** START **
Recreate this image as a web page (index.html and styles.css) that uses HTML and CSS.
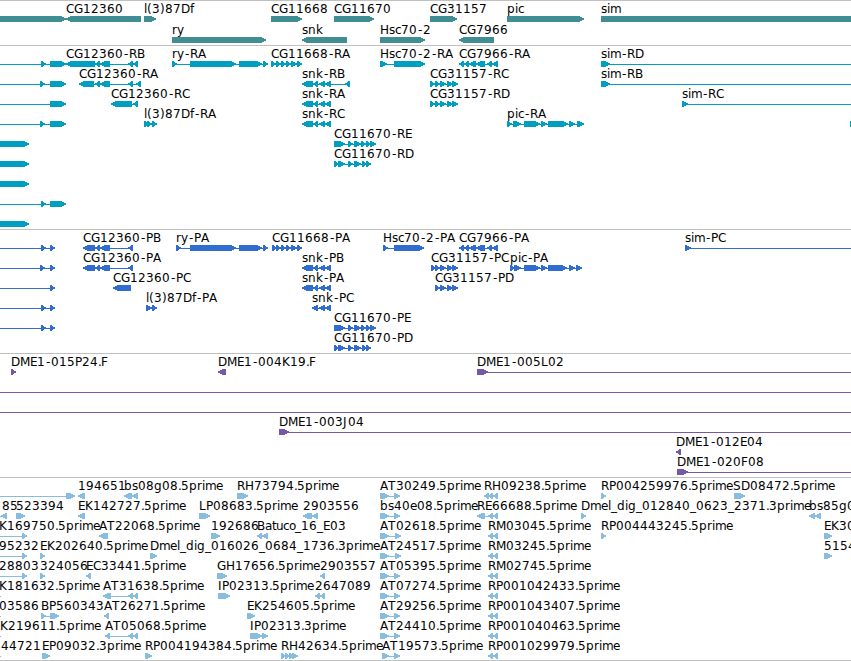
FILE: index.html
```html
<!DOCTYPE html>
<html lang="en">
<head>
    <meta charset="UTF-8">
    <meta name="viewport" content="width=device-width, initial-scale=1.0">
    <title>Genome tracks</title>
    <link rel="stylesheet" href="styles.css">
</head>
<body>
    <div class="browser">
        <svg class="track genes" id="genes"></svg>
        <svg class="track transcripts" id="transcripts"></svg>
        <svg class="track proteins" id="proteins"></svg>
        <svg class="track bacs" id="bacs"></svg>
        <svg class="track ests" id="ests"></svg>
    </div>
    <script src="tracks.js"></script>
</body>
</html>
```
FILE: styles.css
```css
body {
    margin: 0;
    background-color: #fff;
    font-family: "DejaVu Sans", sans-serif;
    overflow: hidden;
}

.browser {
    display: flex;
    flex-direction: column;
    width: 851px;
    height: 661px;
    box-sizing: border-box;
    border-bottom: 1px solid #c0c0c0;
}

.track {
    display: block;
    box-sizing: border-box;
    flex: none;
    width: 100%;
    height: 124px;
    border-top: 1px solid #c0c0c0;
    overflow: hidden;
}

.track text {
    font-size: 12px;
    fill: #000;
}

.track path,
.track rect {
    shape-rendering: crispEdges;
}

.genes {
    height: 45px;
    fill: #408e94;
}

.transcripts {
    height: 184px;
    fill: #009fc1;
}

.proteins {
    fill: #306dce;
}

.bacs {
    fill: #7559a8;
}

.ests {
    height: 183px;
    fill: #88bddf;
}
```
FILE: tracks.js
```js
// feature: [label, strand, label x, exons, line start, line end]
const L = -10;   // runs off the left side
const R = 860;   // runs off the right side

const snk = [[302, 313], [313, 318], [319, 325], [325, 331]];
const cg7966 = [[459, 464], [464, 469], [469, 476], [476, 485], [487, 492], [492, 498]];
const cg31157 = [[430, 435], [435, 440], [440, 446], [447, 453], [452, 458]];
const cg11670a = [[334, 345], [348, 353], [354, 361], [361, 366], [366, 370], [370, 376]];
const cg11670b = [[334, 339], [338, 345], [348, 353], [354, 361], [362, 366], [366, 371]];
const at = [[380, 389], [394, 400]];
const rm = [[488, 493], [493, 498]];

const tracks = {
    genes: [
        [
            ['', '>', 0, [[L, 66]]],
            ['CG12360', '<', 66, [[66, 141]]],
            ['l(3)87Df', '>', 144, [[144, 156]]],
            ['CG11668', '>', 271, [[271, 302]]],
            ['CG11670', '>', 334, [[334, 374]]],
            ['CG31157', '>', 430, [[430, 457]]],
            ['pic', '>', 507, [[507, 584]]],
            ['sim', '>', 601, [[601, R]]]
        ],
        [
            ['ry', '>', 172, [[172, 266]]],
            ['snk', '<', 302, [[302, 347]]],
            ['Hsc70-2', '>', 380, [[380, 425]]],
            ['CG7966', '<', 459, [[459, 494]]]
        ]
    ],
    transcripts: [
        [
            ['', '>', 0, [[41, 46], [50, 66]], L],
            ['CG12360-RB', '<', 66, [[66, 95], [95, 100], [100, 110], [128, 133], [133, 138]]],
            ['ry-RA', '>', 172, [[172, 177], [190, 236], [239, 262], [263, 268]]],
            ['CG11668-RA', '>', 271, [[271, 276], [276, 281], [281, 286], [286, 291], [291, 297], [297, 302]]],
            ['Hsc70-2-RA', '>', 380, [[380, 387], [394, 425]]],
            ['CG7966-RA', '<', 459, cg7966],
            ['sim-RD', '>', 601, [[601, 610]], 601, R]
        ],
        [
            ['', '>', 0, [[40, 45], [50, 66]], L],
            ['CG12360-RA', '<', 79, [[79, 94], [95, 100], [100, 110], [128, 133], [136, 141]]],
            ['snk-RB', '<', 302, [...snk, [345, 350]]],
            ['CG31157-RC', '>', 430, cg31157],
            ['sim-RB', '>', 601, [[601, 610]], 601, R]
        ],
        [
            ['', '>', 0, [[50, 66]], L],
            ['CG12360-RC', '<', 111, [[111, 132], [133, 138]]],
            ['snk-RA', '<', 302, snk],
            ['CG31157-RD', '>', 430, cg31157],
            ['sim-RC', '>', 682, [[682, 688]], 682, R]
        ],
        [
            ['', '>', 0, [[40, 45], [50, 66]], L],
            ['l(3)87Df-RA', '>', 144, [[144, 149], [147, 152], [152, 157]]],
            ['snk-RC', '<', 302, snk],
            ['pic-RA', '>', 507, [[507, 512], [513, 521], [524, 540], [541, 547], [548, 568], [569, 575], [577, 584]]],
            ['', '>', 0, [[850, R]]]
        ],
        [
            ['', '>', 0, [[L, 29]]],
            ['CG11670-RE', '>', 334, cg11670a]
        ],
        [
            ['', '>', 0, [[L, 29]]],
            ['CG11670-RD', '>', 334, cg11670b]
        ],
        [['', '>', 0, [[L, 29]]]],
        [['', '>', 0, [[41, 46], [50, 66]], L]],
        [['', '>', 0, [[L, 29]]]]
    ],
    proteins: [
        [
            ['', '>', 0, [[41, 46], [50, 55]], L],
            ['CG12360-PB', '<', 83, [[83, 95], [95, 100], [100, 110], [128, 133]]],
            ['ry-PA', '>', 176, [[176, 181], [190, 236], [239, 262], [263, 268]]],
            ['CG11668-PA', '>', 272, [[272, 277], [276, 281], [281, 286], [286, 291], [291, 297], [297, 302]]],
            ['Hsc70-2-PA', '>', 383, [[383, 388], [394, 424]]],
            ['CG7966-PA', '<', 459, cg7966],
            ['sim-PC', '>', 685, [[685, 691]], 685, R]
        ],
        [
            ['', '>', 0, [[40, 45], [50, 55]], L],
            ['CG12360-PA', '<', 83, [[83, 95], [95, 100], [100, 110], [128, 133]]],
            ['snk-PB', '<', 302, snk],
            ['CG31157-PC', '>', 431, [[431, 436], [435, 440], [440, 446], [447, 453], [452, 458]]],
            ['pic-PA', '>', 510, [[510, 515], [514, 521], [524, 540], [541, 547], [548, 567], [569, 575], [576, 582]]]
        ],
        [
            ['', '>', 0, [[50, 55]], L],
            ['CG12360-PC', '<', 113, [[113, 131]]],
            ['snk-PA', '<', 302, snk],
            ['CG31157-PD', '>', 435, [[435, 440], [440, 446], [447, 453], [452, 458]]]
        ],
        [
            ['', '>', 0, [[41, 46], [50, 55]], L],
            ['l(3)87Df-PA', '>', 146, [[146, 152], [152, 157]]],
            ['snk-PC', '<', 312, [[312, 318], [319, 325], [325, 331]]]
        ],
        [
            ['', '>', 0, [[41, 46], [50, 55]], L],
            ['CG11670-PE', '>', 334, cg11670a]
        ],
        [['CG11670-PD', '>', 334, cg11670b]]
    ],
    bacs: [
        [
            ['DME1-015P24.F', '>', 11, [[11, 16]]],
            ['DME1-004K19.F', '<', 218, [[218, 226]]],
            ['DME1-005L02', '>', 477, [[477, 488]], 477, R]
        ],
        [['', '>', 0, [], L, R]],
        [['', '>', 0, [], L, R]],
        [['DME1-003J04', '>', 279, [[279, 289]], 279, R]],
        [['DME1-012E04', '<', 676, [[676, 681]]]],
        [['DME1-020F08', '>', 677, [[677, 688]], 677, R]]
    ],
    ests: [
        [
            ['', '>', 0, [[66, 75]], L],
            ['194651', '<', 78, [[78, 85]]],
            ['bs08g08.5prime', '<', 124, [[124, 132], [132, 138]]],
            ['RH73794.5prime', '>', 237, [[237, 248]]],
            ['AT30249.5prime', '>', 380, at],
            ['RH09238.5prime', '<', 484, [[484, 489], [488, 493], [493, 498]]],
            ['RP004259976.5prime', '>', 601, [[601, 606]]],
            ['SD08472.5prime', '>', 733, [[734, 745]]]
        ],
        [
            ['85', '<', 2, [[1, 7]], L],
            ['523394', '>', 16, [[16, 25]]],
            ['EK142727.5prime', '<', 78, [[78, 85]]],
            ['LP08683.5prime', '>', 199, [[199, 210]]],
            ['2903556', '<', 303, [[303, 312], [312, 318]]],
            ['bs40e08.5prime', '>', 380, at],
            ['RE66688.5prime', '<', 477, [[477, 485], [488, 493], [493, 498]]],
            ['Dmel_dig_012840_0623_2371.3prime', '>', 581, [[581, 586]]],
            ['bs85g0', '<', 809, [[809, 815], [815, 821]]]
        ],
        [
            ['EK169750.5prime', '>', -8, [[22, 27]], L],
            ['AT22068.5prime', '<', 99, [[99, 108]]],
            ['192686', '>', 211, [[211, 220]]],
            ['Batuco_16_E03', '<', 257, [[257, 262], [262, 268]]],
            ['AT02618.5prime', '>', 380, [[380, 389], [395, 401]]],
            ['RM03045.5prime', '<', 488, rm],
            ['RP004443245.5prime', '>', 601, [[601, 606]]],
            ['EK30', '>', 824, [[824, 832]]]
        ],
        [
            ['95232', '>', -1, [[22, 27]], L],
            ['EK202640.5prime', '>', 40, [[40, 45]]],
            ['Dmel_dig_016026_0684_1736.3prime', '>', 150, [[150, 157]]],
            ['AT24517.5prime', '>', 380, [[380, 389], [395, 401]]],
            ['RM03245.5prime', '<', 488, rm],
            ['5154', '>', 824, [[824, 832]]]
        ],
        [
            ['28803', '>', -1, [[22, 27]], L],
            ['324056', '>', 40, [[40, 45]]],
            ['EC33441.5prime', '<', 86, [[86, 91]]],
            ['GH17656.5prime', '>', 217, [[217, 227]]],
            ['2903557', '<', 320, [[320, 325]]],
            ['AT05395.5prime', '>', 380, at],
            ['RM02745.5prime', '<', 488, rm]
        ],
        [
            ['EK181632.5prime', '>', -8, [], L, 1],
            ['AT31638.5prime', '<', 103, [[103, 111], [128, 133], [133, 138]]],
            ['IP02313.5prime', '>', 218, [[218, 230]]],
            ['2647089', '<', 315, [[315, 320], [320, 325]]],
            ['AT07274.5prime', '>', 380, at],
            ['RP001042433.5prime', '<', 488, rm]
        ],
        [
            ['03586', '>', -1, [], L, 1],
            ['BP560343', '>', 41, [[41, 46], [50, 59]]],
            ['AT26271.5prime', '<', 104, [[104, 109]]],
            ['EK254605.5prime', '>', 247, [[247, 255]]],
            ['AT29256.5prime', '>', 380, at],
            ['RP001043407.5prime', '<', 488, rm]
        ],
        [
            ['EK219611.5prime', '>', -7, [], L, 1],
            ['AT05068.5prime', '<', 105, [[105, 110], [128, 133], [133, 138]]],
            ['IP02313.3prime', '>', 250, [[250, 262], [262, 268]]],
            ['AT24410.5prime', '>', 380, at],
            ['RP001040463.5prime', '<', 488, rm]
        ],
        [
            ['44721', '>', 1, [], L, 1],
            ['EP09032.3prime', '>', 42, [[42, 50]]],
            ['RP004194384.5prime', '>', 145, [[145, 152]]],
            ['RH42634.5prime', '>', 281, [[281, 286], [285, 289], [289, 293], [292, 298]]],
            ['AT19573.5prime', '>', 382, [[382, 389], [394, 400]]],
            ['RP001029979.5prime', '<', 488, rm]
        ]
    ]
};

// whole pixel glyph advances, anything else is 8
const advance = {
    G: 9, D: 9, H: 9, M: 10, E: 7, P: 7, L: 7, I: 4, J: 5, F: 7,
    '-': 6, '.': 3, '_': 6, '(': 5, ')': 5,
    r: 5, i: 3, l: 3, m: 11, e: 7, s: 6, c: 6, k: 7, f: 4, t: 4, o: 6, a: 7, u: 7, y: 7
};

const NS = 'http://www.w3.org/2000/svg';

function add(svg, tag, attrs) {
    const el = document.createElementNS(NS, tag);
    for (const name in attrs) {
        el.setAttribute(name, attrs[name]);
    }
    svg.appendChild(el);
    return el;
}

function drawExon(svg, strand, start, end, y) {
    const head = Math.min(6, end - start);
    const d = strand === '>'
        ? `M${start} ${y}H${end - head + 1}L${end} ${y + 2.5}V${y + 3.5}L${end - head + 1} ${y + 6}H${start}Z`
        : `M${end} ${y}H${start + head - 1}L${start} ${y + 2.5}V${y + 3.5}L${start + head - 1} ${y + 6}H${end}Z`;
    add(svg, 'path', { d: d });
}

function drawLabel(svg, label, x, y) {
    const xs = [];
    for (const ch of label) {
        // centre the hyphen in its cell
        xs.push(ch === '-' ? x + 1 : x);
        x += advance[ch] || 8;
    }
    add(svg, 'text', { x: xs.join(' '), y: y }).textContent = label;
}

for (const id in tracks) {
    const svg = document.getElementById(id);
    const rowHeight = id === 'genes' ? 21 : 20;
    tracks[id].forEach((row, i) => {
        const top = i * rowHeight;
        row.forEach(([label, strand, x, exons, from, to]) => {
            const start = from !== undefined ? from : exons[0][0];
            const end = to !== undefined ? to : exons[exons.length - 1][1];
            add(svg, 'rect', { x: start, y: top + 18, width: end - start, height: 1 });
            exons.forEach(([s, e]) => drawExon(svg, strand, s, e, top + 15));
            if (label) {
                drawLabel(svg, label, x, top + 12);
            }
        });
    });
}
```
** END **
- **EXERCISE TASK**
Show each line of the data that contains the string "index".

- **OUTPUT OF THE EXERCISE**
Recreate this image as a web page (index.html and styles.css) that uses HTML and CSS.
FILE: index.html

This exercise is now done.